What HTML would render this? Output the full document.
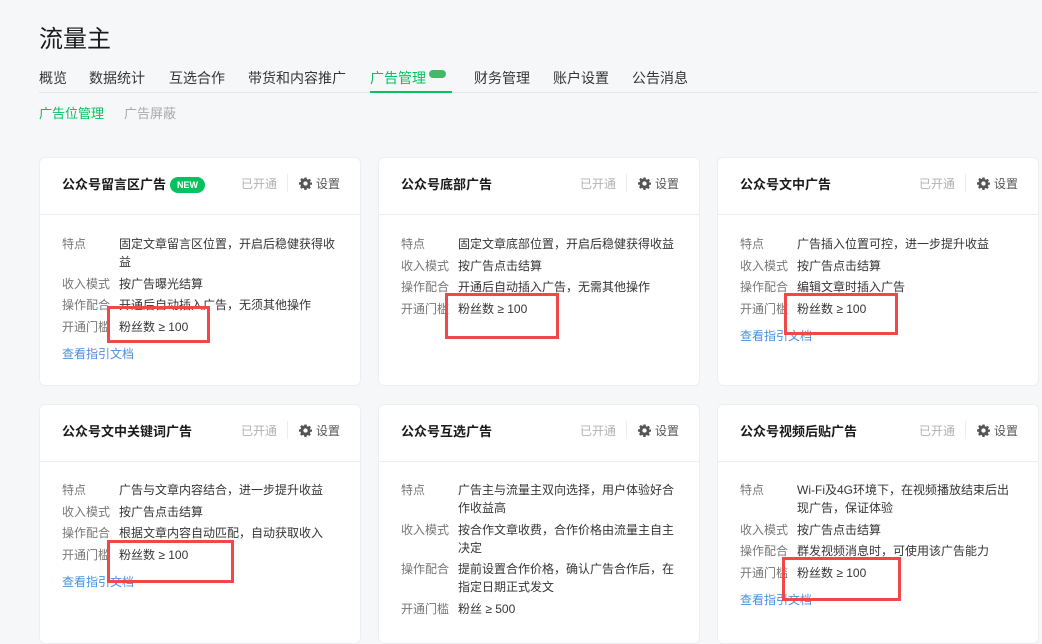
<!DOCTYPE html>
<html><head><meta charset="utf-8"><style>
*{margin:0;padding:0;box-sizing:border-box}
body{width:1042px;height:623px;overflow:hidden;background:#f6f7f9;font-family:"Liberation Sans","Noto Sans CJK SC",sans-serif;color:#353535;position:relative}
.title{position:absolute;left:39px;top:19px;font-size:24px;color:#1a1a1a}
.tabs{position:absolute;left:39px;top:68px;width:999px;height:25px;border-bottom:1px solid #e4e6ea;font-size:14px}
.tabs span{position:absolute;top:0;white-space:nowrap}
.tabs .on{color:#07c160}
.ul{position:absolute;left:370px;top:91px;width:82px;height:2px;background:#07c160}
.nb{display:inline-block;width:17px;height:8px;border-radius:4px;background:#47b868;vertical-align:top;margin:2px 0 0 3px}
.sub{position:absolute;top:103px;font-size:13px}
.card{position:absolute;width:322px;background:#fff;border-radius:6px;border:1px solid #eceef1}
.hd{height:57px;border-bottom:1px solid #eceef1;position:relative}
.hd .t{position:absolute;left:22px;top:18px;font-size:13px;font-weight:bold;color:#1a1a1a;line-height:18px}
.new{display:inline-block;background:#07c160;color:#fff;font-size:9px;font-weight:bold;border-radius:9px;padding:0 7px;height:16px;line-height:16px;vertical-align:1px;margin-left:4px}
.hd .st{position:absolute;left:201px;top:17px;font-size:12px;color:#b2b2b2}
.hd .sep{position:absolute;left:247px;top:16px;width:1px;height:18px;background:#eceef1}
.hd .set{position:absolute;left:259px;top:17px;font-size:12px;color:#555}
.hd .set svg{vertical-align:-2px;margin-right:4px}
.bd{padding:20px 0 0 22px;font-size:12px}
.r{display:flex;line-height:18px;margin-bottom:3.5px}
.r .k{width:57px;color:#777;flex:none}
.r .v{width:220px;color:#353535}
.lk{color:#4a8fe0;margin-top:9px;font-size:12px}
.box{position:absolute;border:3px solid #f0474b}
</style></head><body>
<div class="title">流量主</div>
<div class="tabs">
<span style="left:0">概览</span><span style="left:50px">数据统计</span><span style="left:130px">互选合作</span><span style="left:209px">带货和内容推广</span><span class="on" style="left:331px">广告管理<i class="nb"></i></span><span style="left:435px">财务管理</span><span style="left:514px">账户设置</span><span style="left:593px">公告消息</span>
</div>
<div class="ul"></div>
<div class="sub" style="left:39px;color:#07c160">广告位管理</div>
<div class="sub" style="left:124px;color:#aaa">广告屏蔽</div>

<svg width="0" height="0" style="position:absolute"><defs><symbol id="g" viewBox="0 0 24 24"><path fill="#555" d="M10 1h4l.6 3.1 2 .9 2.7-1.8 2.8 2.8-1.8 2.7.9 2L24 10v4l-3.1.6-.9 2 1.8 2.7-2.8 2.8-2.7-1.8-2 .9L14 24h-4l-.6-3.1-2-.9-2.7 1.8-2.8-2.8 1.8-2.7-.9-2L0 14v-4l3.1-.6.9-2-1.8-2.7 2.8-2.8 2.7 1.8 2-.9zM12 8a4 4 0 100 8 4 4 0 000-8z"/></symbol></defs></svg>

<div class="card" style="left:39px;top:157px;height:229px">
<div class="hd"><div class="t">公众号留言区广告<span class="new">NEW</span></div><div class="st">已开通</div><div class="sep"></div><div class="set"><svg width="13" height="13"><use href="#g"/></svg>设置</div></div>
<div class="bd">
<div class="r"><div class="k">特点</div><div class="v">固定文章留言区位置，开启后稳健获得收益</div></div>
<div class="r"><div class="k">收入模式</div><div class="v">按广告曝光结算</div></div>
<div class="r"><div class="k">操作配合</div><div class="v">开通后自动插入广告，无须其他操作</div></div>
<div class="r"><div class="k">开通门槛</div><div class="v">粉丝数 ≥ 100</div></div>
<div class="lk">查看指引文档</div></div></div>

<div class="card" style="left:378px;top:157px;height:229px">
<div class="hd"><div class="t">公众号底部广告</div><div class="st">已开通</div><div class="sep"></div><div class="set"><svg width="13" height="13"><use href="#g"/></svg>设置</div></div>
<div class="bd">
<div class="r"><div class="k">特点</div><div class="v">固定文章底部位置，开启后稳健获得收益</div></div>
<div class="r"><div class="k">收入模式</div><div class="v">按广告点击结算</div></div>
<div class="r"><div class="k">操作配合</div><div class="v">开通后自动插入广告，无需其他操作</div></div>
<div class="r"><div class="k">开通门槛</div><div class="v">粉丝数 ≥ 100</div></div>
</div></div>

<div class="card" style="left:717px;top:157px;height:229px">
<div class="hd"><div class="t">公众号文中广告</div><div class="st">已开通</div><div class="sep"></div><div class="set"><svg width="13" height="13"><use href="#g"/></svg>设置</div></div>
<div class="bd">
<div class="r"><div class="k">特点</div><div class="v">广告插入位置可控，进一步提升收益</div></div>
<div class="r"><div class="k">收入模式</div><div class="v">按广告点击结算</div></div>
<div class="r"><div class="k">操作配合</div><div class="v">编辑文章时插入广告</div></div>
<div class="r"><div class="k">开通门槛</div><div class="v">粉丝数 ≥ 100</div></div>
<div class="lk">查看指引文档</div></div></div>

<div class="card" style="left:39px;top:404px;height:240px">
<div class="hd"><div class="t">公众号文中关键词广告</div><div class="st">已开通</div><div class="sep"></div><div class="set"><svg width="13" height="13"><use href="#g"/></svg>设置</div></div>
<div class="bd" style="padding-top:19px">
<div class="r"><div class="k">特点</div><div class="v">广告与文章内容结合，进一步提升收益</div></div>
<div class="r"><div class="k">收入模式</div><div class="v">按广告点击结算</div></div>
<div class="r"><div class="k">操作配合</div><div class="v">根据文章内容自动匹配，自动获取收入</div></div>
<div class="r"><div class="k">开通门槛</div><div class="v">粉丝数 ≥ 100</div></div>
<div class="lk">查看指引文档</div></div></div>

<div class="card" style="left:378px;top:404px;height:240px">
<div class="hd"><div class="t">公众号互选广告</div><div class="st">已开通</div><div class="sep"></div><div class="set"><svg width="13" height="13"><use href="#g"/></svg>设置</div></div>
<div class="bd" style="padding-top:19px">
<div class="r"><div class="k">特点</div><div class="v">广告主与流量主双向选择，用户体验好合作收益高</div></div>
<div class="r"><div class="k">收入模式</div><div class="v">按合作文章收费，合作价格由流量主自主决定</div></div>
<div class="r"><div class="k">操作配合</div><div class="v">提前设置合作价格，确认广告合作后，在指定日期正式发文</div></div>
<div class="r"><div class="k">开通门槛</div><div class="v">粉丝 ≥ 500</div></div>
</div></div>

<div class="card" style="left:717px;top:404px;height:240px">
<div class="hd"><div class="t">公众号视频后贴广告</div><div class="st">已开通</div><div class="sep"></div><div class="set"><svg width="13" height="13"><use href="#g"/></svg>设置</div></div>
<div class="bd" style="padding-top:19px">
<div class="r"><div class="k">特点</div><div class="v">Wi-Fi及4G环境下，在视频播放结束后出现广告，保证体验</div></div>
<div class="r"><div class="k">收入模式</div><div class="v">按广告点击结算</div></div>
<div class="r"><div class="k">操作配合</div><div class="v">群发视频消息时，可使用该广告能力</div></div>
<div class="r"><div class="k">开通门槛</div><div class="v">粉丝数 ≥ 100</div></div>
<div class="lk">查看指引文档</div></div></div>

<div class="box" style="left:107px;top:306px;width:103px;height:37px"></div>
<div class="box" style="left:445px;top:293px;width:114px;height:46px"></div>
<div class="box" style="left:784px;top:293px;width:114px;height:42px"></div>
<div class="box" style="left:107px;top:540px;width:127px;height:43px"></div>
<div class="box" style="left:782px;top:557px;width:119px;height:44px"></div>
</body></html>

+++

= WRITTEN INSTRUCTION =
Give back every line exactly as it stands, pictures excluded.

= WRITTEN ANSWER =
What HTML would render this? Output the full document.
<!DOCTYPE html>
<html><head><meta charset="utf-8"><style>
*{margin:0;padding:0;box-sizing:border-box}
body{width:1042px;height:623px;overflow:hidden;background:#f6f7f9;font-family:"Liberation Sans","Noto Sans CJK SC",sans-serif;color:#353535;position:relative}
.title{position:absolute;left:39px;top:19px;font-size:24px;color:#1a1a1a}
.tabs{position:absolute;left:39px;top:68px;width:999px;height:25px;border-bottom:1px solid #e4e6ea;font-size:14px}
.tabs span{position:absolute;top:0;white-space:nowrap}
.tabs .on{color:#07c160}
.ul{position:absolute;left:370px;top:91px;width:82px;height:2px;background:#07c160}
.nb{display:inline-block;width:17px;height:8px;border-radius:4px;background:#47b868;vertical-align:top;margin:2px 0 0 3px}
.sub{position:absolute;top:103px;font-size:13px}
.card{position:absolute;width:322px;background:#fff;border-radius:6px;border:1px solid #eceef1}
.hd{height:57px;border-bottom:1px solid #eceef1;position:relative}
.hd .t{position:absolute;left:22px;top:18px;font-size:13px;font-weight:bold;color:#1a1a1a;line-height:18px}
.new{display:inline-block;background:#07c160;color:#fff;font-size:9px;font-weight:bold;border-radius:9px;padding:0 7px;height:16px;line-height:16px;vertical-align:1px;margin-left:4px}
.hd .st{position:absolute;left:201px;top:17px;font-size:12px;color:#b2b2b2}
.hd .sep{position:absolute;left:247px;top:16px;width:1px;height:18px;background:#eceef1}
.hd .set{position:absolute;left:259px;top:17px;font-size:12px;color:#555}
.hd .set svg{vertical-align:-2px;margin-right:4px}
.bd{padding:20px 0 0 22px;font-size:12px}
.r{display:flex;line-height:18px;margin-bottom:3.5px}
.r .k{width:57px;color:#777;flex:none}
.r .v{width:220px;color:#353535}
.lk{color:#4a8fe0;margin-top:9px;font-size:12px}
.box{position:absolute;border:3px solid #f0474b}
</style></head><body>
<div class="title">流量主</div>
<div class="tabs">
<span style="left:0">概览</span><span style="left:50px">数据统计</span><span style="left:130px">互选合作</span><span style="left:209px">带货和内容推广</span><span class="on" style="left:331px">广告管理<i class="nb"></i></span><span style="left:435px">财务管理</span><span style="left:514px">账户设置</span><span style="left:593px">公告消息</span>
</div>
<div class="ul"></div>
<div class="sub" style="left:39px;color:#07c160">广告位管理</div>
<div class="sub" style="left:124px;color:#aaa">广告屏蔽</div>

<svg width="0" height="0" style="position:absolute"><defs><symbol id="g" viewBox="0 0 24 24"><path fill="#555" d="M10 1h4l.6 3.1 2 .9 2.7-1.8 2.8 2.8-1.8 2.7.9 2L24 10v4l-3.1.6-.9 2 1.8 2.7-2.8 2.8-2.7-1.8-2 .9L14 24h-4l-.6-3.1-2-.9-2.7 1.8-2.8-2.8 1.8-2.7-.9-2L0 14v-4l3.1-.6.9-2-1.8-2.7 2.8-2.8 2.7 1.8 2-.9zM12 8a4 4 0 100 8 4 4 0 000-8z"/></symbol></defs></svg>

<div class="card" style="left:39px;top:157px;height:229px">
<div class="hd"><div class="t">公众号留言区广告<span class="new">NEW</span></div><div class="st">已开通</div><div class="sep"></div><div class="set"><svg width="13" height="13"><use href="#g"/></svg>设置</div></div>
<div class="bd">
<div class="r"><div class="k">特点</div><div class="v">固定文章留言区位置，开启后稳健获得收益</div></div>
<div class="r"><div class="k">收入模式</div><div class="v">按广告曝光结算</div></div>
<div class="r"><div class="k">操作配合</div><div class="v">开通后自动插入广告，无须其他操作</div></div>
<div class="r"><div class="k">开通门槛</div><div class="v">粉丝数 ≥ 100</div></div>
<div class="lk">查看指引文档</div></div></div>

<div class="card" style="left:378px;top:157px;height:229px">
<div class="hd"><div class="t">公众号底部广告</div><div class="st">已开通</div><div class="sep"></div><div class="set"><svg width="13" height="13"><use href="#g"/></svg>设置</div></div>
<div class="bd">
<div class="r"><div class="k">特点</div><div class="v">固定文章底部位置，开启后稳健获得收益</div></div>
<div class="r"><div class="k">收入模式</div><div class="v">按广告点击结算</div></div>
<div class="r"><div class="k">操作配合</div><div class="v">开通后自动插入广告，无需其他操作</div></div>
<div class="r"><div class="k">开通门槛</div><div class="v">粉丝数 ≥ 100</div></div>
</div></div>

<div class="card" style="left:717px;top:157px;height:229px">
<div class="hd"><div class="t">公众号文中广告</div><div class="st">已开通</div><div class="sep"></div><div class="set"><svg width="13" height="13"><use href="#g"/></svg>设置</div></div>
<div class="bd">
<div class="r"><div class="k">特点</div><div class="v">广告插入位置可控，进一步提升收益</div></div>
<div class="r"><div class="k">收入模式</div><div class="v">按广告点击结算</div></div>
<div class="r"><div class="k">操作配合</div><div class="v">编辑文章时插入广告</div></div>
<div class="r"><div class="k">开通门槛</div><div class="v">粉丝数 ≥ 100</div></div>
<div class="lk">查看指引文档</div></div></div>

<div class="card" style="left:39px;top:404px;height:240px">
<div class="hd"><div class="t">公众号文中关键词广告</div><div class="st">已开通</div><div class="sep"></div><div class="set"><svg width="13" height="13"><use href="#g"/></svg>设置</div></div>
<div class="bd" style="padding-top:19px">
<div class="r"><div class="k">特点</div><div class="v">广告与文章内容结合，进一步提升收益</div></div>
<div class="r"><div class="k">收入模式</div><div class="v">按广告点击结算</div></div>
<div class="r"><div class="k">操作配合</div><div class="v">根据文章内容自动匹配，自动获取收入</div></div>
<div class="r"><div class="k">开通门槛</div><div class="v">粉丝数 ≥ 100</div></div>
<div class="lk">查看指引文档</div></div></div>

<div class="card" style="left:378px;top:404px;height:240px">
<div class="hd"><div class="t">公众号互选广告</div><div class="st">已开通</div><div class="sep"></div><div class="set"><svg width="13" height="13"><use href="#g"/></svg>设置</div></div>
<div class="bd" style="padding-top:19px">
<div class="r"><div class="k">特点</div><div class="v">广告主与流量主双向选择，用户体验好合作收益高</div></div>
<div class="r"><div class="k">收入模式</div><div class="v">按合作文章收费，合作价格由流量主自主决定</div></div>
<div class="r"><div class="k">操作配合</div><div class="v">提前设置合作价格，确认广告合作后，在指定日期正式发文</div></div>
<div class="r"><div class="k">开通门槛</div><div class="v">粉丝 ≥ 500</div></div>
</div></div>

<div class="card" style="left:717px;top:404px;height:240px">
<div class="hd"><div class="t">公众号视频后贴广告</div><div class="st">已开通</div><div class="sep"></div><div class="set"><svg width="13" height="13"><use href="#g"/></svg>设置</div></div>
<div class="bd" style="padding-top:19px">
<div class="r"><div class="k">特点</div><div class="v">Wi-Fi及4G环境下，在视频播放结束后出现广告，保证体验</div></div>
<div class="r"><div class="k">收入模式</div><div class="v">按广告点击结算</div></div>
<div class="r"><div class="k">操作配合</div><div class="v">群发视频消息时，可使用该广告能力</div></div>
<div class="r"><div class="k">开通门槛</div><div class="v">粉丝数 ≥ 100</div></div>
<div class="lk">查看指引文档</div></div></div>

<div class="box" style="left:107px;top:306px;width:103px;height:37px"></div>
<div class="box" style="left:445px;top:293px;width:114px;height:46px"></div>
<div class="box" style="left:784px;top:293px;width:114px;height:42px"></div>
<div class="box" style="left:107px;top:540px;width:127px;height:43px"></div>
<div class="box" style="left:782px;top:557px;width:119px;height:44px"></div>
</body></html>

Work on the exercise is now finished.